= Work required =
Your answer should be a single number: the count of lines that include "styles".

= Data =
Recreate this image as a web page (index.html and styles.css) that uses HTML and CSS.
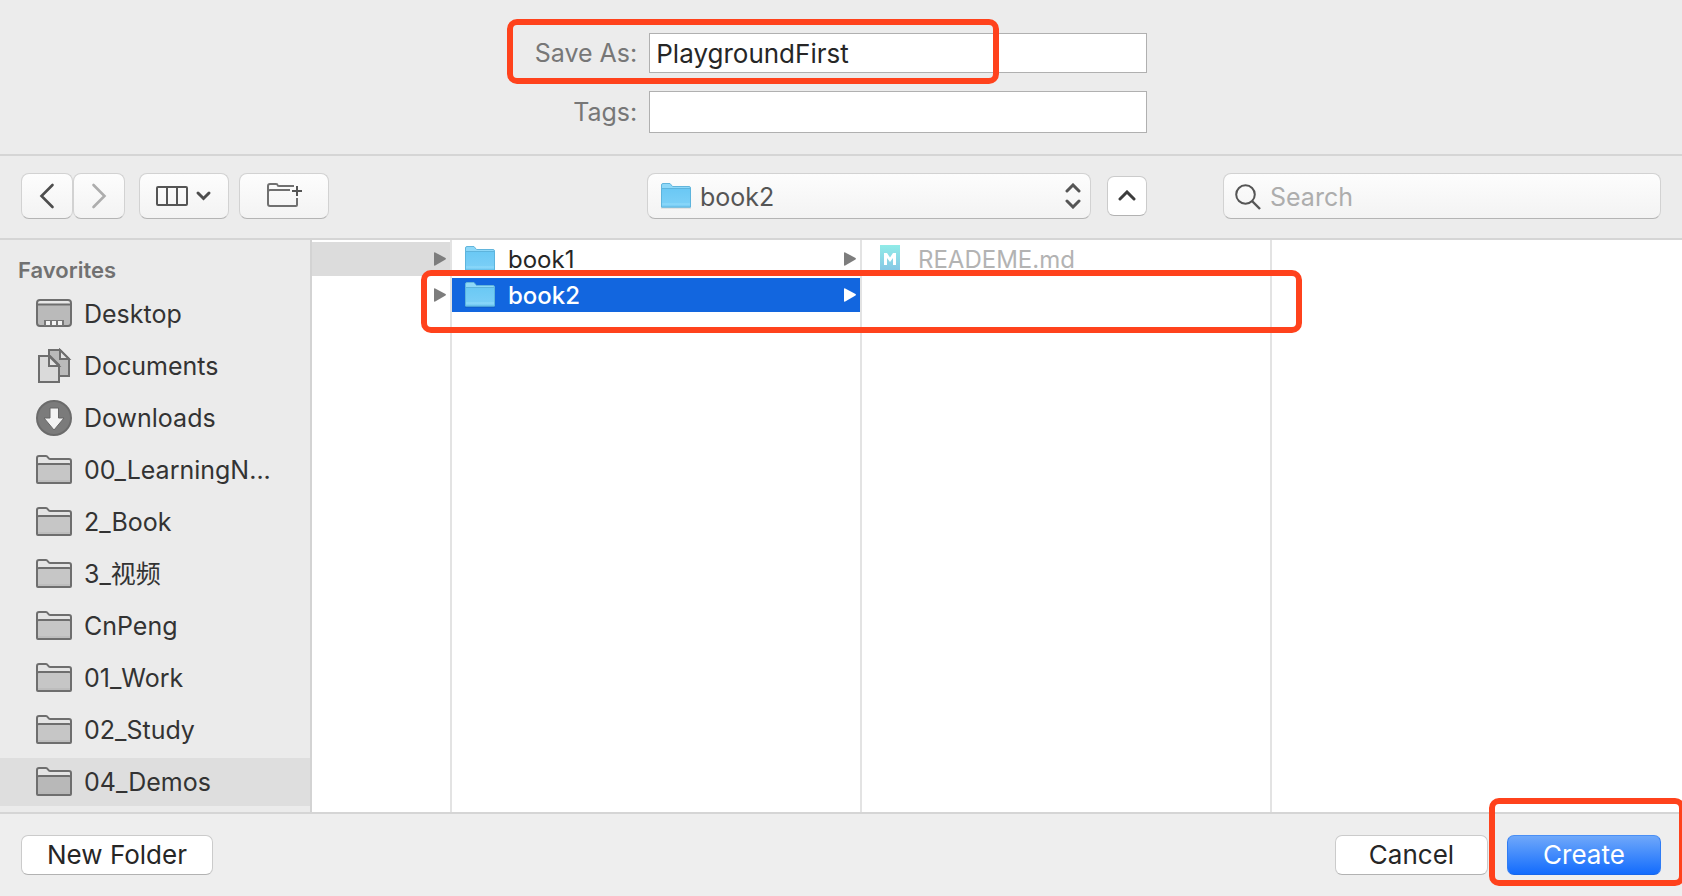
FILE: index.html
```html
<!DOCTYPE html>
<html lang="en">
<head>
<meta charset="utf-8">
<title>Save As</title>
<link rel="stylesheet" href="styles.css">
</head>
<body>
<svg class="defs" aria-hidden="true">
  <defs>
    <linearGradient id="blue" x1="0" y1="0" x2="0" y2="1"><stop offset="0" stop-color="#6ac8f4"/><stop offset="1" stop-color="#7dd0f7"/></linearGradient>
    <linearGradient id="teal" x1="0" y1="0" x2="0" y2="1"><stop offset="0" stop-color="#90ece8"/><stop offset="1" stop-color="#85c3e4"/></linearGradient>
    <symbol id="folder" viewBox="0 0 36 30">
      <path d="M1 28V3q0-2 2-2h7q1 0 2 2t2 1.500h19q2 0 2 2V28z" fill="#e4e4e4"/>
      <path d="M1 9h34v19H1z" fill="currentColor"/>
      <path d="M2 26h32" stroke="#b4b4b4"/>
      <path d="M1 27V3q0-2 2-2h7q1 0 2 1.500t2 1.500h19q2 0 2 2v21q0 1-1 1H2q-1 0-1-1zM1 10q0-1 2-1h30q2 0 2 1" fill="none" stroke="#6e6e6e" stroke-width="2"/>
    </symbol>
    <symbol id="bluefolder" viewBox="0 0 30 26">
      <path d="M0 24.500h30v1H0z" fill="#000" opacity=".15"/>
      <path d="M.5 24V2Q.5.5 2 .5h7l2.500 3H28q1.500 0 1.500 1.500v19z" fill="#8ed8f8" stroke="#62b5dc"/>
      <path d="M.5 5.500h29v18.500H.5z" fill="url(#blue)" stroke="#5db4dd"/>
      <path d="M1 21h28" stroke="#93dcfb"/>
    </symbol>
    <symbol id="tri" viewBox="0 0 12 14"><path d="M0 1q0-1 1.200-.6L11.500 6q.8.6 0 1.400L1.200 13.600Q0 14 0 13z" fill="currentColor"/></symbol>
  </defs>
</svg>

<form class="dialog">
  <section class="naming">
    <div class="fields">
      <label for="name">Save As:</label>
      <input id="name" class="field" type="text" value="PlaygroundFirst">
      <label for="tags">Tags:</label>
      <input id="tags" class="field field-tags" type="text">
      <span class="mark mark-name"></span>
    </div>
  </section>

  <div class="toolbar">
    <div class="history">
      <button type="button" class="tool" aria-label="Back"><svg width="16" height="26" viewBox="0 0 16 26"><path d="M13.500 2 2.500 13l11 11" fill="none" stroke="#4d4d4d" stroke-width="2.600" stroke-linecap="round"/></svg></button>
      <button type="button" class="tool" aria-label="Forward"><svg width="16" height="26" viewBox="0 0 16 26"><path d="m2.500 2 11 11-11 11" fill="none" stroke="#adadad" stroke-width="2.600" stroke-linecap="round"/></svg></button>
    </div>
    <button type="button" class="tool tool-wide" aria-label="View">
      <svg width="58" height="22" viewBox="0 0 58 22"><g fill="none" stroke="#555" stroke-width="2"><rect x="2" y="2" width="30" height="18" rx="1"/><path d="M12 2v18M22 2v18"/></g><path d="m43 8 5.500 5.500L54 8" fill="none" stroke="#4d4d4d" stroke-width="3" stroke-linecap="round"/></svg>
    </button>
    <button type="button" class="tool tool-wide" aria-label="Group">
      <svg width="36" height="30" viewBox="0 0 36 30"><g fill="none" stroke="#707070" stroke-width="2"><path d="M28 5H13q-1.500 0-1.500-1T10 3H4Q2 3 2 5v18q0 2 2 2h26q1 0 1-1v-7M2 11q0-2 2-2h20"/></g><path d="M31 5v10M26 10h10" stroke="#555" stroke-width="2"/></svg>
    </button>
    <div class="location">
      <svg class="location-icon" width="30" height="26"><use href="#bluefolder"/></svg>
      <select class="location-select" aria-label="Location"><option>book2</option></select>
      <svg class="location-arrows" width="18" height="26" viewBox="0 0 18 26"><path d="m3 8 6-6 6 6M3 18l6 6 6-6" fill="none" stroke="#555" stroke-width="3" stroke-linecap="round"/></svg>
    </div>
    <button type="button" class="button up" aria-label="Collapse"><svg width="18" height="12" viewBox="0 0 18 12"><path d="m2 9 7-7 7 7" fill="none" stroke="#3c3c3c" stroke-width="3" stroke-linecap="round"/></svg></button>
    <div class="search">
      <svg class="search-icon" width="26" height="26" viewBox="0 0 26 26"><circle cx="10.500" cy="10.500" r="9.300" fill="none" stroke="#555" stroke-width="2"/><path d="m17 17 8 8" stroke="#555" stroke-width="2.400"/></svg>
      <input class="search-input" type="search" placeholder="Search" aria-label="Search">
    </div>
  </div>

  <main class="browser">
    <nav class="sidebar">
      <h2>Favorites</h2>
      <a href="#"><svg width="36" height="30" viewBox="0 0 36 30"><rect x="1" y="1" width="34" height="26" rx="3" fill="#bababa"/><path d="M2 2h32v3H2z" fill="#e8e8e8"/><rect x="1" y="1" width="34" height="26" rx="3" fill="none" stroke="#6e6e6e" stroke-width="2"/><path d="M1 5.500h34" stroke="#6e6e6e" stroke-width="2"/><path d="M8 21h20v6H8z" fill="#777"/><path d="M10 22h4v4h-4zM16 22h4v4h-4zM22 22h4v4h-4z" fill="#f4f4f4"/></svg><span>Desktop</span></a>
      <a href="#"><svg width="36" height="36" viewBox="0 0 36 36"><g stroke="#6e6e6e" stroke-width="2"><path d="M13 2h11l9 9v17H13z" fill="#bababa"/><path d="M24 2v9h9z" fill="#e4e4e4"/><path d="M3 8h11l9 9v17H3z" fill="#dadada"/><path d="M13 8v10h10z" fill="#e4e4e4"/></g></svg><span>Documents</span></a>
      <a href="#"><svg width="36" height="36" viewBox="0 0 36 36"><circle cx="18" cy="18" r="17" fill="#7b7b7b" stroke="#6b6b6b" stroke-width="2"/><path d="M14 8h8.500v10H28L18 30 8 18h6z" fill="#f3f3f3" stroke="#666"/></svg><span>Downloads</span></a>
      <a href="#"><svg width="36" height="30"><use href="#folder"/></svg><span>00_LearningN...</span></a>
      <a href="#"><svg width="36" height="30"><use href="#folder"/></svg><span>2_Book</span></a>
      <a href="#"><svg width="36" height="30"><use href="#folder"/></svg><span>3_视频</span></a>
      <a href="#"><svg width="36" height="30"><use href="#folder"/></svg><span>CnPeng</span></a>
      <a href="#"><svg width="36" height="30"><use href="#folder"/></svg><span>01_Work</span></a>
      <a href="#"><svg width="36" height="30"><use href="#folder"/></svg><span>02_Study</span></a>
      <a href="#" class="current"><svg width="36" height="30"><use href="#folder"/></svg><span>04_Demos</span></a>
    </nav>
    <div class="columns">
      <ul class="column column-parent">
        <li class="item item-open"><svg class="tri" width="12" height="14"><use href="#tri"/></svg></li>
        <li class="item"><svg class="tri" width="12" height="14"><use href="#tri"/></svg></li>
      </ul>
      <ul class="column">
        <li class="item"><svg class="item-icon" width="30" height="26"><use href="#bluefolder"/></svg><span>book1</span><svg class="tri" width="12" height="14"><use href="#tri"/></svg></li>
        <li class="item item-selected"><svg class="item-icon" width="30" height="26"><use href="#bluefolder"/></svg><span>book2</span><svg class="tri" width="12" height="14"><use href="#tri"/></svg></li>
      </ul>
      <ul class="column">
        <li class="item item-file"><svg class="file-icon" width="20" height="28" viewBox="0 0 20 28"><path d="M0 0h20v28H0z" fill="url(#teal)"/><path d="M4 20V8h3l3 4.500L13 8h3v12h-3v-7l-3 4-3-4v7z" fill="#fff"/></svg><span>READEME.md</span></li>
      </ul>
      <span class="mark mark-row"></span>
    </div>
  </main>

  <footer class="actions">
    <button type="button" class="button new-folder">New Folder</button>
    <button type="button" class="button cancel">Cancel</button>
    <div class="confirm">
      <button type="submit" class="button create">Create</button>
      <span class="mark mark-create"></span>
    </div>
  </footer>
</form>
</body>
</html>
```
FILE: styles.css
```css
* { box-sizing: border-box; }

body {
  margin: 0;
  overflow: hidden;
  background: #ececec;
  color: #262626;
  font: 25px/32px Inter, "Noto Sans CJK SC", sans-serif;
}

button, input, select { font: inherit; color: inherit; margin: 0; }
svg { flex: none; display: block; }
.defs { position: absolute; width: 0; height: 0; }

.dialog { display: flex; flex-direction: column; min-height: 100vh; }

.naming {
  padding: 33px 0 21px;
  border-bottom: 2px solid #d5d5d5;
}
.fields {
  position: relative;
  display: grid;
  grid-template-columns: auto 498px;
  gap: 18px 12px;
  align-items: center;
  width: max-content;
  margin: 0 auto;
}
.fields label { color: #777; text-align: right; }
.field {
  height: 40px;
  padding: 0 6px;
  border: 1px solid #b0b0b0;
  background: #fff;
  font-size: 26px;
}
.field-tags { height: 42px; }

.mark {
  position: absolute;
  border: 6px solid #ff421c;
  border-radius: 10px;
  pointer-events: none;
}
.mark-name { right: 148px; top: -14px; width: 492px; height: 65px; }
.mark-row { left: 109px; top: 30px; width: 881px; height: 63px; }
.mark-create { left: -18px; top: -37px; width: 196px; height: 88px; }

.toolbar {
  display: flex;
  align-items: center;
  padding: 17px 21px 19px;
  border-bottom: 2px solid #d5d5d5;
}
.tool, .location-select, .search-input {
  height: 46px;
  border: 1px solid #d2d2d2;
  border-bottom-color: #b4b4b4;
  border-radius: 8px;
  background: linear-gradient(#fdfdfd, #f3f3f3);
}
.tool {
  display: flex;
  align-items: center;
  justify-content: center;
  width: 52px;
  padding: 0;
}
.history { display: flex; }
.tool-wide { width: 90px; margin-left: 14px; }
.tool-wide + .tool-wide { margin-left: 10px; }

.location { position: relative; width: 444px; margin-left: auto; }
.location-icon { position: absolute; left: 14px; top: 10px; }
.location-arrows { position: absolute; right: 9px; top: 10px; }
.location-select {
  display: block;
  appearance: none;
  width: 100%;
  padding: 1px 52px 0;
  color: #555;
}
.button {
  height: 40px;
  padding: 0;
  border: 1px solid #cbcbcb;
  border-bottom-color: #b2b2b2;
  border-radius: 7px;
  background: #fff;
  font-size: 26px;
  text-align: center;
}
.up {
  display: flex;
  align-items: center;
  justify-content: center;
  width: 40px;
  margin-left: 16px;
}
.search { position: relative; width: 438px; margin-left: 76px; }
.search-icon { position: absolute; left: 12px; top: 11px; }
.search-input { display: block; appearance: none; width: 100%; padding: 1px 16px 0 46px; }
.search-input::placeholder { color: #adadad; opacity: 1; }

.browser { display: flex; flex: 1; }
.sidebar {
  width: 312px;
  padding: 14px 0 6px;
  border-right: 2px solid #d3d3d3;
  background: #ebebeb;
}
.sidebar h2 {
  margin: 0 0 4px;
  padding-left: 18px;
  color: #717171;
  font-size: 22px;
  font-weight: 600;
  line-height: 32px;
}
.sidebar a {
  display: flex;
  align-items: center;
  gap: 12px;
  height: 48px;
  margin-bottom: 4px;
  padding-left: 36px;
  color: #333;
  text-decoration: none;
}
.sidebar a.current { margin-bottom: 0; background: #dedede; }
.sidebar svg { color: #c6c6c6; }
.sidebar .current svg { color: #b8b8b8; }

.columns { position: relative; display: flex; flex: 1; background: #fff; }
.column {
  width: 410px;
  margin: 0;
  padding: 2px 0;
  border-right: 2px solid #e3e3e3;
  font-size: 24px;
  list-style: none;
}
.column-parent { width: 140px; }
.item {
  display: flex;
  align-items: center;
  height: 34px;
  margin-bottom: 2px;
  padding: 0 4px 0 13px;
}
.item span { padding-top: 2px; }
.item-open { background: #dcdcdc; }
.item-selected { background: #1266df; color: #fff; font-weight: 500; }
.item-icon { margin-right: 13px; }
.tri { margin-left: auto; color: #7d7d7d; }
.item-selected .tri { color: #fff; }
.item-file { padding-left: 18px; color: #b3b3b3; }
.file-icon { margin-right: 18px; }

.actions {
  display: flex;
  align-items: flex-start;
  padding: 21px 21px 21px;
  border-top: 2px solid #d5d5d5;
  background: #eee;
}
.new-folder { width: 192px; margin-right: auto; }
.cancel { width: 153px; margin-right: 19px; }
.confirm { position: relative; }
.create {
  display: block;
  width: 154px;
  border-color: #4a8ff5 #2f7cf4 #1767ea;
  background: linear-gradient(#6fa8fa, #136cfd);
  color: #fff;
}
```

= Response to this task =
3